Increasing Certainty in Times of Uncertainty

Increasing Certainty in Times of Uncertainty

By Julian Ferguson | Jul 5 2020

Increasing certainty in times of uncertainty

One of the lessons of the COVID 19 pandemic for businesses is that the degree of business uncertainty really can be much higher than even the most radical of scenario planners allowed for. Most disaster planning scenarios imagined the impact would be regional. Few, if any, accounted for a sustained, global impact on their business.

Of course, all businesses have to assume a degree of business certainty; otherwise businesses would never do anything or look beyond a quarterly horizon. Moving forward, businesses will place even more focus on minimising risk or, put another way, on maximising certainty of the desired outcome.

This is especially important in areas such as innovation because adapting business as usual to embrace new opportunities whilst adding customer value and increasing productivity brings with it greater uncertainty and higher potential risk. Of course there is no magic bullet, innovation will always carry significant risk but, few companies get the balance right. This is often the case with technology projects.

Businesses expend considerable time and effort assessing the cost and scale of opportunity/need but only a fraction of the time considering how best to manage and build the technology solution so that it achieves the business outcome. Too much of the focus shifts to short term cost and delivery timescales, which in turn leads to quick fixes and compromises on sustainability and scope. There is too little consideration given to the fact that business requirements are constantly changing as market requirements shift.

Lost in translation

Off-shoring the development work to companies based in India or the Philippines is a popular solution because they are cheaper, usually extremely hard working and more than capable technically. That said, managing remote development teams abroad is a particular skill and adds significant challenge to project managers, owners and stakeholders. Time zone differences, cultural and language differences and sometimes overseas developers understandable lack of familiarity and ability to prioritise technical requirements in an industry or market they are not familiar with, can add significant and usually unforeseen risk. The people, within the client business, tasked with managing the project understand the market, the industry and technical requirements. Where they can struggle is in managing a team of developers half a world away where things may get lost in translation. This is especially the case when other business responsibilities closer to home are vying for attention and take priority. In our experience this is where the greatest risk of failure lies, yet it is a factor that is largely overlooked at the outset.
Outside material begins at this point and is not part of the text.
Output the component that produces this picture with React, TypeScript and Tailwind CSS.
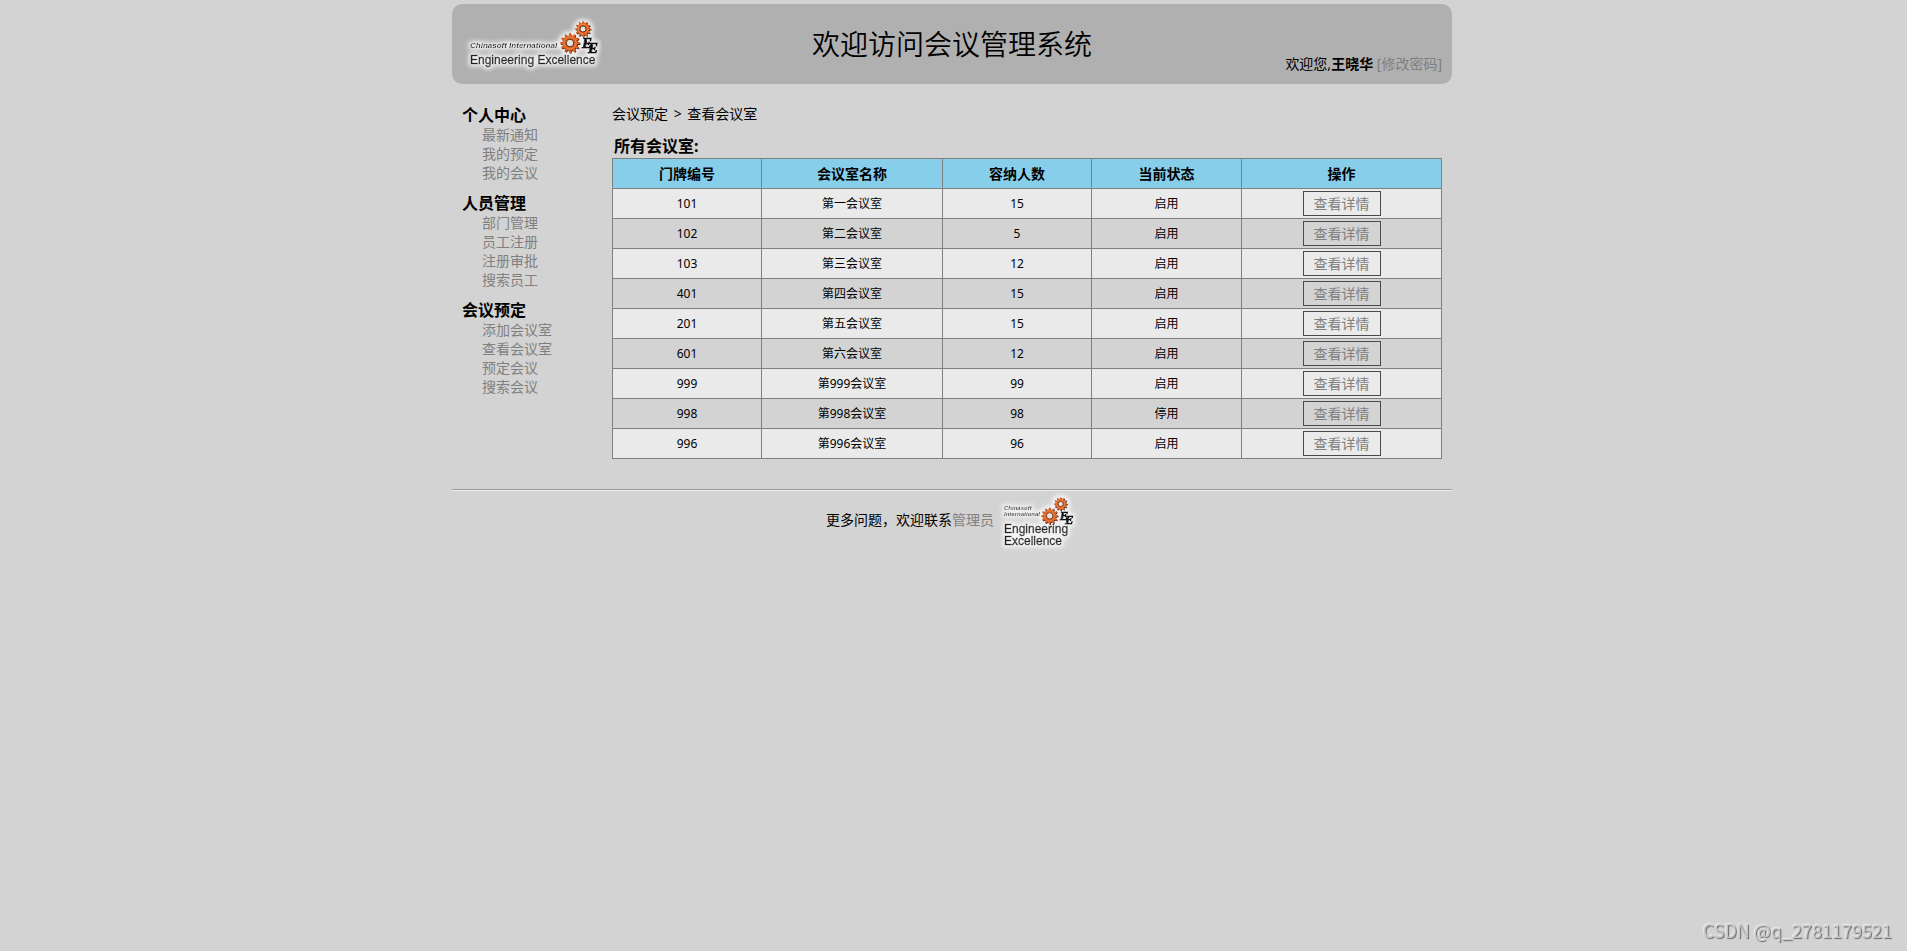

It requires specialist expertise to manage large scale technology projects, especially ones covering multiple geographies. Companies mostly overlook or underestimate the significance of this until the whole project is at the point of failure, and they have the benefit of hindsight. Getting outside help from specialist companies with the leadership, project management and technical expertise, minimises the risks of failure. They have the focus and experience to ensure the technical solution delivers the intended business outcomes on time and in full. Bringing in this expertise adds very little cost but vastly increases the likelihood of success.

Technical complexity is not the problem

When you examine the reasons why technology-driven innovation fails, it is not because the technology needed is not there yet, or that the skills were not available. Invariably it is caused by a lack of people with the right mix of leadership skills in the team. Even when the right combination of skills is present, problems still arise. Too often, the business as a whole has insufficient clarity on the end objective as business needs and priorities change along the way. In cases like large government, IT programs the adopted ways of working lack the flexibility and oversight to allow for changes in priorities as business requirements shift over the course of the project.

For most businesses managing large and even small scale technology based innovation is not their core skill. Therefore it is understandable that the skills required to manage and deliver these programs effectively do not usually reside within the company. These skills are a critical component to success in our view. In the drive at the outset to minimise cost of development and maximise the technical capability, the need the specialist leadership, project management and technical oversight skills gets overlooked or ignored. The result is cost overruns, low team morale and even outright project failure.